Tuesday, January 1, 2013


Thanks so much for your comments on my last post.  It reminded me of some of my first posts here.  Even though I'm a person who sees a glass as half full, I also believe that if it happens to somebody else it can happen to me.  I don't want to go to the school of hard knocks if I can avoid it, but I love reading the stories of those who have gone.

Because of my profession in the legal field, I've seen a lot of things that go on behind the scenes.  I know that a lot of what goes on before it becomes "known about" never gets disclosed.  Those disclosures could help prevent errors and/or increase a bottom line.  Sometimes knowing what you don't know can be a powerful learning experience.  If seeing my oopsies encourages or inspires someone to pick up those markers and get to coloring, have at them.

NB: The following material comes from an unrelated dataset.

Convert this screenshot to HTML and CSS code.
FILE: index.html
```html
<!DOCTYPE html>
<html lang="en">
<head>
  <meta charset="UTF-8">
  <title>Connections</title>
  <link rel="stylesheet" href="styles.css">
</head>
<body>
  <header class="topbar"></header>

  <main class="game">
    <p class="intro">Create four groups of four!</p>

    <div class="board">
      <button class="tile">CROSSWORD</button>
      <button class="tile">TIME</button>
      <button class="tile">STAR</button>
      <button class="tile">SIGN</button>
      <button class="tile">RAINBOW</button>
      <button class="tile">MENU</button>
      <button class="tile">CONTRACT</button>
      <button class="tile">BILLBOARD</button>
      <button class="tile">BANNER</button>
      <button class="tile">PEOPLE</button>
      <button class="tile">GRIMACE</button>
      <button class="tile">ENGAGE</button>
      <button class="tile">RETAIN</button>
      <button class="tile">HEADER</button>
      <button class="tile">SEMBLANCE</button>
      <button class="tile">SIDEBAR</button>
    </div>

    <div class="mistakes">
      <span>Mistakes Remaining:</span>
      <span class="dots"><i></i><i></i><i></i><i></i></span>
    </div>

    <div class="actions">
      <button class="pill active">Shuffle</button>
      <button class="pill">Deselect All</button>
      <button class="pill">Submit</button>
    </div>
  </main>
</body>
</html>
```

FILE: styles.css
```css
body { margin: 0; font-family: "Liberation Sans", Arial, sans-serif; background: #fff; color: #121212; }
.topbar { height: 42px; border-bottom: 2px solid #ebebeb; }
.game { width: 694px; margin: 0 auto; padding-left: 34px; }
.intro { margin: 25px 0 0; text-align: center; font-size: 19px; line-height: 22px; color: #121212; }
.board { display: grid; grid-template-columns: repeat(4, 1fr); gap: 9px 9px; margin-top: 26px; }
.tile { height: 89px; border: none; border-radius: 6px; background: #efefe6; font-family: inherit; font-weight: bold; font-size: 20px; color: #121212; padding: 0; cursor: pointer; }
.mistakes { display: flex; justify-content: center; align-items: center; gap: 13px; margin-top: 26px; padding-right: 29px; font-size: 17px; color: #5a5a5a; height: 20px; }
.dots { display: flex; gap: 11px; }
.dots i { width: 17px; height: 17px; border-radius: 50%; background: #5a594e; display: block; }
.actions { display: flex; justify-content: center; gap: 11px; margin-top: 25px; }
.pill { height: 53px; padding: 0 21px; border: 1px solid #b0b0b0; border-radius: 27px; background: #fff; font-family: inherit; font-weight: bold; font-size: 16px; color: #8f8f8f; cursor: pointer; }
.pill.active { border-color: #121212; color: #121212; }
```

Here is my latest oopsie, just this past weekend.  When I first started coloring with Copic markers, there was so much emphasis on the paper you choose.  I'm sure you've heard about the importance of paper and know there are several on the market.  What does the paper have to do with the functioning of the markers?  When you've spent money on these markers, you don't think about paper.  You just want the markers to work, and as much as you paid for them, gosh, darn, they should work on any paper, if not color by themselves! LOL

I've been coloring on paper made for markers.  I use both Copics and Promarkers with very few problems with bleeding and oversaturation.  Somehow a swatch paper that I cut from paper that was intended to use in the Cricut Imagine ended up in my stash.   The image was printed, and my colors were picked.  As I began to color, what I was seeing right before my eyes gave me flashbacks and palpitations, and I swear I could hear the music from "Psycho" in my head.

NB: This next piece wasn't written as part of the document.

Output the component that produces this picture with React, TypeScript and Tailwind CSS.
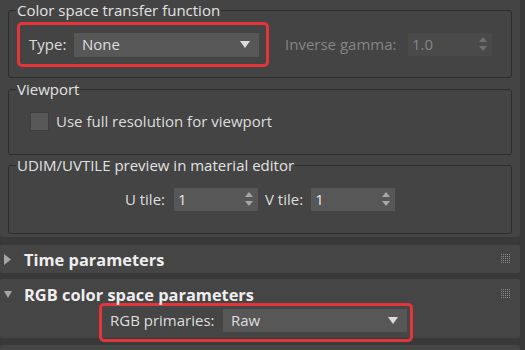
import type { ReactNode } from "react";

const DropArrow = () => (
  <svg width="10" height="7" viewBox="0 0 10 7" className="shrink-0">
    <path d="M0 0 H10 L5 7 Z" fill="#dcdcdc" />
  </svg>
);

const SpinArrows = ({ disabled }: { disabled?: boolean }) => (
  <svg width="8" height="15" viewBox="0 0 8 15" className="shrink-0">
    <path d="M4 0 L8 5 H0 Z" fill={disabled ? "#6f6f6f" : "#a8a8a8"} />
    <path d="M0 9 H8 L4 14 Z" fill={disabled ? "#6f6f6f" : "#a8a8a8"} />
  </svg>
);

const Grip = () => (
  <svg width="10" height="10" viewBox="0 0 10 10" className="shrink-0">
    {[0, 2, 4, 6, 8].map((y) =>
      [0, 2, 4, 6, 8].map((x) => (
        <rect key={`${x}-${y}`} x={x} y={y} width="1" height="1" fill="#8c8c8c" />
      ))
    )}
  </svg>
);

const Group = ({
  title,
  className,
  children,
}: {
  title: string;
  className?: string;
  children: ReactNode;
}) => (
  <fieldset
    className={`mx-[8px] border border-[#2c2c2c] rounded-[3px] px-[8px] ${className ?? ""}`}
  >
    <legend className="px-[1px] -ml-[1px] leading-[20px] text-[#e2e2e2]">{title}</legend>
    {children}
  </fieldset>
);

const Spinner = ({ value, disabled, w }: { value: string; disabled?: boolean; w: string }) => (
  <div
    className={`flex items-center justify-between h-[23px] pl-[4px] pr-[5px] ${w} ${
      disabled ? "bg-[#4a4a4a] text-[#858585]" : "bg-[#575757] text-[#e6e6e6]"
    }`}
  >
    <span>{value}</span>
    <SpinArrows disabled={disabled} />
  </div>
);

export default function App() {
  return (
    <div className="w-[525px] h-[350px] overflow-hidden bg-[#393939] text-[15px] leading-[19px] text-[#dedede] font-['Open_Sans',sans-serif]">
      {/* Main rollout with group boxes */}
      <div className="w-[520px] bg-[#444444] pb-[3px] rounded-b-[2px]">
        <Group title="Color space transfer function" className="pb-[10px]">
          <div className="flex items-center mt-[2px]">
            <div className="flex items-center w-[252px] h-[45px] border-[3px] border-[#e4353a] rounded-[5px] pl-[9px]">
              <span className="w-[45px]">Type:</span>
              <div className="flex items-center justify-between w-[185px] h-[24px] bg-[#575757] pl-[8px] pr-[9px]">
                <span>None</span>
                <DropArrow />
              </div>
            </div>
            <span className="ml-[16px] w-[123px] text-[#858585]">Inverse gamma:</span>
            <Spinner value="1.0" disabled w="w-[84px]" />
          </div>
        </Group>

        <Group title="Viewport" className="mt-[1px] pb-[23px]">
          <div className="flex items-center mt-[13px] pl-[13px] gap-[7px]">
            <div className="w-[19px] h-[19px] bg-[#585858] border border-[#3e3e3e]" />
            <span>Use full resolution for viewport</span>
          </div>
        </Group>

        <Group title="UDIM/UVTILE preview in material editor" className="pb-[22px]">
          <div className="flex items-center justify-center mt-[13px]">
            <span className="mr-[9px]">U tile:</span>
            <Spinner value="1" w="w-[84px]" />
            <span className="ml-[7px] mr-[8px]">V tile:</span>
            <Spinner value="1" w="w-[84px]" />
          </div>
        </Group>
      </div>

      {/* Time parameters rollout */}
      <div className="w-[520px] h-[28px] mt-[8px] bg-[#454545] rounded-[2px] flex items-center pl-[4px] pr-[9px]">
        <svg width="7" height="11" viewBox="0 0 7 11" className="shrink-0">
          <path d="M0 0 L7 5.5 L0 11 Z" fill="#a6a6a6" />
        </svg>
        <span className="ml-[13px] font-bold text-[16.4px] text-[#eeeeee] flex-1">Time parameters</span>
        <Grip />
      </div>

      {/* RGB color space parameters rollout */}
      <div className="w-[520px] h-[59px] mt-[6px] bg-[#454545] rounded-[2px]">
        <div className="h-[24px] flex items-center pl-[4px] pr-[9px] pt-[6px]">
          <svg width="8" height="7" viewBox="0 0 8 7" className="shrink-0">
            <path d="M0 0 H8 L4 7 Z" fill="#a6a6a6" />
          </svg>
          <span className="ml-[12px] font-bold text-[16.4px] text-[#eeeeee] flex-1">RGB color space parameters</span>
          <Grip />
        </div>
        <div className="ml-[99px] flex items-start w-[314px] h-[39px] border-[3px] border-[#e4353a] rounded-[5px] pl-[8px] pt-[3px]">
          <span className="w-[113px] h-[23px] flex items-center">RGB primaries:</span>
          <div className="flex items-center justify-between w-[184px] h-[23px] bg-[#575757] pl-[8px] pr-[9px]">
            <span>Raw</span>
            <DropArrow />
          </div>
        </div>
      </div>

      {/* Next rollout */}
      <div className="w-[520px] h-[20px] mt-[7px] bg-[#454545] rounded-[2px]" />
    </div>
  );
}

What an awful mess.  It took me awhile before I realized it was the paper.  I thought about the ink.  I thought about the room temperature.  Did I leave them sitting in the sunlight.  None of those had ever been a factor before.  I only realized it was the paper when I just put it aside and started coloring something else with no problems.  Now just to find out how it made its way into my stash of swatch paper.

I have to apologize to Khrista of Saturated Canary.  This is my first post using one of her images.  If you've been researching coloring with markers, I'm sure you've heard of Saturated Canary.  Her images are fabulous.  So much fun to color.  I have another one for my next post.   You can find Khrista here and an occasional freebie here.  http://saturatedcanary.blogspot.com/  

One of the things I enjoy on YouTube is when the accomplished artists show their journals or swatch books from their early years and comment on their progress.  Both Promarkers and Copic sell papers specifically designed for their markers.  That's a good place to start.  I promise you'll see immediate improvement.

And, remember, even Venus and Serena don't hit every ball or win every match.   LOL
As always,
Thanks for stopping by!


  1. So true about the paper, but it has a lot to do with colouring technique too, don't you think? Many crafters think that oversaturating the image will give them a depth of colour in the first colouring. Not so! It is much better to wait until your first layer is dry before colouring it for the second time. The rule to remember is oversaturation causes bleeding. Thanks for sharing your oopsie with us ... aren't oopsies the most wonderful way to learn!

  2. Thanks for sharing...What type paper do you use?

  3. I'm so sorry, I don't know its store or name brand. The paper came with a Teresa Collins bundle from Provocraft.